Leaving out every picture, quote the data below exactly as it appears.

» **COLLECTED DATA**
____________

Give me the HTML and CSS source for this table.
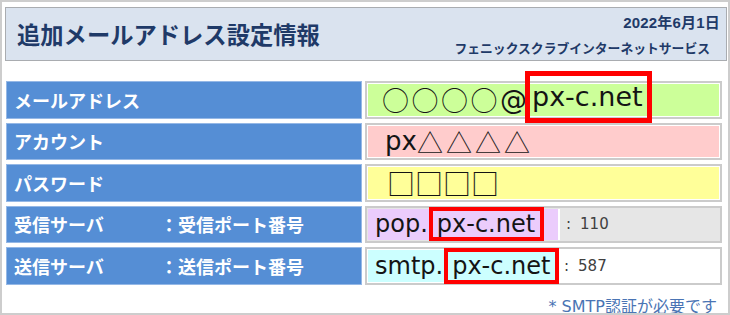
FILE: index.html
```html
<!DOCTYPE html>
<html lang="ja">
<head>
<meta charset="utf-8">
<link rel="stylesheet" href="styles.css">
</head>
<body>
<div class="frame">
  <header class="head">
    <h1 class="title">追加メールアドレス設定情報</h1>
    <div class="meta">
      <div class="date">2022年6月1日</div>
      <div class="org">フェニックスクラブインターネットサービス</div>
    </div>
  </header>

  <div class="table">
    <div class="label">メールアドレス</div>
    <div class="cell">
      <div class="fill fill-green v1">
        <span class="circles">○○○○</span><span>@</span><span class="hl hl-big">px-c.net</span>
      </div>
    </div>

    <div class="label">アカウント</div>
    <div class="cell">
      <div class="fill fill-pink v2">px<span class="tri">△△△△</span></div>
    </div>

    <div class="label">パスワード</div>
    <div class="cell">
      <div class="fill fill-yellow v3">□□□□</div>
    </div>

    <div class="label"><span class="lbl-a">受信サーバ</span><span>：受信ポート番号</span></div>
    <div class="cell cell-gray">
      <div class="fill fill-purple v4">pop.<span class="hl hl-small h26">px-c.net</span></div>
      <div class="port"><span>:</span><span>110</span></div>
    </div>

    <div class="label"><span class="lbl-a">送信サーバ</span><span>：送信ポート番号</span></div>
    <div class="cell">
      <div class="fill fill-cyan v4">smtp.<span class="hl hl-small h28">px-c.net</span></div>
      <div class="port"><span>:</span><span>587</span></div>
    </div>
  </div>

  <p class="note">* SMTP認証が必要です</p>
</div>
</body>
</html>
```

FILE: styles.css
```css
* { box-sizing: border-box; }
html, body { margin: 0; padding: 0; background: #fff; }
body { font-family: "DejaVu Sans", "Noto Sans CJK JP", sans-serif; }

.frame {
  width: 730px;
  height: 315px;
  border: 2px solid #cdcdcd;
  padding: 5px 1px 0 3px;
  overflow: hidden;
}

.head {
  height: 54px;
  border: 1px solid #a9acb0;
  background: #dae3ef;
  display: flex;
  justify-content: space-between;
  align-items: stretch;
  padding: 0 6px 0 11px;
}
.title {
  margin: 0;
  align-self: center;
  font-family: "Noto Sans CJK JP", sans-serif;
  font-weight: 700;
  font-size: 23.3px;
  line-height: 1;
  color: #1f3a68;
  padding-top: 2px;
}
.meta {
  display: flex;
  flex-direction: column;
  align-items: flex-end;
  color: #1f3a68;
  font-family: "Noto Sans CJK JP", sans-serif;
  font-weight: 700;
  padding-top: 6px;
}
.date {
  font-family: "Liberation Sans", "Noto Sans CJK JP", sans-serif;
  font-size: 15px;
  line-height: 18px;
  letter-spacing: 0.2px;
}
.org {
  font-size: 12.8px;
  line-height: 18px;
  margin-top: 7px;
  margin-right: 10px;
}

.table {
  margin: 20px 0 0 1px;
  width: 716px;
  display: grid;
  grid-template-columns: 356px 357px;
  grid-auto-rows: 37.5px;
  column-gap: 3px;
  row-gap: 4px;
}
.label {
  background: #558ed5;
  border: 1px solid #95b8e6;
  color: #fff;
  font-family: "Noto Sans CJK JP", sans-serif;
  font-weight: 700;
  font-size: 18px;
  display: flex;
  align-items: center;
  padding-left: 7px;
}
.lbl-a { width: 146px; }

.cell {
  border: 2px solid #cbcbcb;
  padding: 1px;
  background: #fff;
  display: flex;
  align-items: stretch;
}
.cell-gray { background: #e6e6e6; }

.fill {
  display: flex;
  align-items: center;
  color: #141414;
  white-space: nowrap;
}
.fill-green { background: #ccff99; flex: 1; }
.fill-pink { background: #ffcccc; flex: 1; }
.fill-yellow { background: #ffff99; flex: 1; }
.fill-purple { background: #ebccfc; width: 192px; border-right: 2px solid #fff; }
.fill-cyan { background: #ccffff; width: 190px; }

.v1 { font-size: 27px; padding-left: 14px; }
.circles { font-family: "Noto Sans CJK JP", sans-serif; letter-spacing: 2.5px; font-weight: 300; }
.v2 { font-size: 26px; padding-left: 17px; }
.tri { font-family: "Noto Sans CJK JP", sans-serif; letter-spacing: 3px; font-weight: 300; }
.v3 { font-size: 28px; padding-left: 19px; font-family: "Noto Sans CJK JP", sans-serif; font-weight: 400; letter-spacing: 0; }
.v4 { font-size: 24px; padding-left: 7px; }

.hl {
  display: block;
  outline-style: solid;
  outline-color: #ff0000;
}
.hl-big {
  outline-width: 5px;
  line-height: 42px;
  height: 42px;
  margin-top: -5px;
  margin-left: 3px;
  padding: 0 4px 0 2px;
}
.hl-small {
  outline-width: 4px;
  padding: 0 5px 0 4px;
  margin-left: 5px;
}
.h26 { height: 26px; line-height: 26px; }
.h28 { height: 28px; line-height: 28px; margin-left: 5px; }

.port {
  display: flex;
  align-items: center;
  gap: 9px;
  padding-left: 6px;
  font-size: 15px;
  color: #404040;
}

.note {
  margin: 8px 10px 0 0;
  text-align: right;
  font-family: "DejaVu Sans", "Noto Sans CJK JP", sans-serif;
  font-size: 16px;
  color: #4a74b4;
}
```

____________

» **PROBLEM SOLUTION**
Give me the HTML and CSS source for this table.
FILE: index.html
```html
<!DOCTYPE html>
<html lang="ja">
<head>
<meta charset="utf-8">
<link rel="stylesheet" href="styles.css">
</head>
<body>
<div class="frame">
  <header class="head">
    <h1 class="title">追加メールアドレス設定情報</h1>
    <div class="meta">
      <div class="date">2022年6月1日</div>
      <div class="org">フェニックスクラブインターネットサービス</div>
    </div>
  </header>

  <div class="table">
    <div class="label">メールアドレス</div>
    <div class="cell">
      <div class="fill fill-green v1">
        <span class="circles">○○○○</span><span>@</span><span class="hl hl-big">px-c.net</span>
      </div>
    </div>

    <div class="label">アカウント</div>
    <div class="cell">
      <div class="fill fill-pink v2">px<span class="tri">△△△△</span></div>
    </div>

    <div class="label">パスワード</div>
    <div class="cell">
      <div class="fill fill-yellow v3">□□□□</div>
    </div>

    <div class="label"><span class="lbl-a">受信サーバ</span><span>：受信ポート番号</span></div>
    <div class="cell cell-gray">
      <div class="fill fill-purple v4">pop.<span class="hl hl-small h26">px-c.net</span></div>
      <div class="port"><span>:</span><span>110</span></div>
    </div>

    <div class="label"><span class="lbl-a">送信サーバ</span><span>：送信ポート番号</span></div>
    <div class="cell">
      <div class="fill fill-cyan v4">smtp.<span class="hl hl-small h28">px-c.net</span></div>
      <div class="port"><span>:</span><span>587</span></div>
    </div>
  </div>

  <p class="note">* SMTP認証が必要です</p>
</div>
</body>
</html>
```

FILE: styles.css
```css
* { box-sizing: border-box; }
html, body { margin: 0; padding: 0; background: #fff; }
body { font-family: "DejaVu Sans", "Noto Sans CJK JP", sans-serif; }

.frame {
  width: 730px;
  height: 315px;
  border: 2px solid #cdcdcd;
  padding: 5px 1px 0 3px;
  overflow: hidden;
}

.head {
  height: 54px;
  border: 1px solid #a9acb0;
  background: #dae3ef;
  display: flex;
  justify-content: space-between;
  align-items: stretch;
  padding: 0 6px 0 11px;
}
.title {
  margin: 0;
  align-self: center;
  font-family: "Noto Sans CJK JP", sans-serif;
  font-weight: 700;
  font-size: 23.3px;
  line-height: 1;
  color: #1f3a68;
  padding-top: 2px;
}
.meta {
  display: flex;
  flex-direction: column;
  align-items: flex-end;
  color: #1f3a68;
  font-family: "Noto Sans CJK JP", sans-serif;
  font-weight: 700;
  padding-top: 6px;
}
.date {
  font-family: "Liberation Sans", "Noto Sans CJK JP", sans-serif;
  font-size: 15px;
  line-height: 18px;
  letter-spacing: 0.2px;
}
.org {
  font-size: 12.8px;
  line-height: 18px;
  margin-top: 7px;
  margin-right: 10px;
}

.table {
  margin: 20px 0 0 1px;
  width: 716px;
  display: grid;
  grid-template-columns: 356px 357px;
  grid-auto-rows: 37.5px;
  column-gap: 3px;
  row-gap: 4px;
}
.label {
  background: #558ed5;
  border: 1px solid #95b8e6;
  color: #fff;
  font-family: "Noto Sans CJK JP", sans-serif;
  font-weight: 700;
  font-size: 18px;
  display: flex;
  align-items: center;
  padding-left: 7px;
}
.lbl-a { width: 146px; }

.cell {
  border: 2px solid #cbcbcb;
  padding: 1px;
  background: #fff;
  display: flex;
  align-items: stretch;
}
.cell-gray { background: #e6e6e6; }

.fill {
  display: flex;
  align-items: center;
  color: #141414;
  white-space: nowrap;
}
.fill-green { background: #ccff99; flex: 1; }
.fill-pink { background: #ffcccc; flex: 1; }
.fill-yellow { background: #ffff99; flex: 1; }
.fill-purple { background: #ebccfc; width: 192px; border-right: 2px solid #fff; }
.fill-cyan { background: #ccffff; width: 190px; }

.v1 { font-size: 27px; padding-left: 14px; }
.circles { font-family: "Noto Sans CJK JP", sans-serif; letter-spacing: 2.5px; font-weight: 300; }
.v2 { font-size: 26px; padding-left: 17px; }
.tri { font-family: "Noto Sans CJK JP", sans-serif; letter-spacing: 3px; font-weight: 300; }
.v3 { font-size: 28px; padding-left: 19px; font-family: "Noto Sans CJK JP", sans-serif; font-weight: 400; letter-spacing: 0; }
.v4 { font-size: 24px; padding-left: 7px; }

.hl {
  display: block;
  outline-style: solid;
  outline-color: #ff0000;
}
.hl-big {
  outline-width: 5px;
  line-height: 42px;
  height: 42px;
  margin-top: -5px;
  margin-left: 3px;
  padding: 0 4px 0 2px;
}
.hl-small {
  outline-width: 4px;
  padding: 0 5px 0 4px;
  margin-left: 5px;
}
.h26 { height: 26px; line-height: 26px; }
.h28 { height: 28px; line-height: 28px; margin-left: 5px; }

.port {
  display: flex;
  align-items: center;
  gap: 9px;
  padding-left: 6px;
  font-size: 15px;
  color: #404040;
}

.note {
  margin: 8px 10px 0 0;
  text-align: right;
  font-family: "DejaVu Sans", "Noto Sans CJK JP", sans-serif;
  font-size: 16px;
  color: #4a74b4;
}
```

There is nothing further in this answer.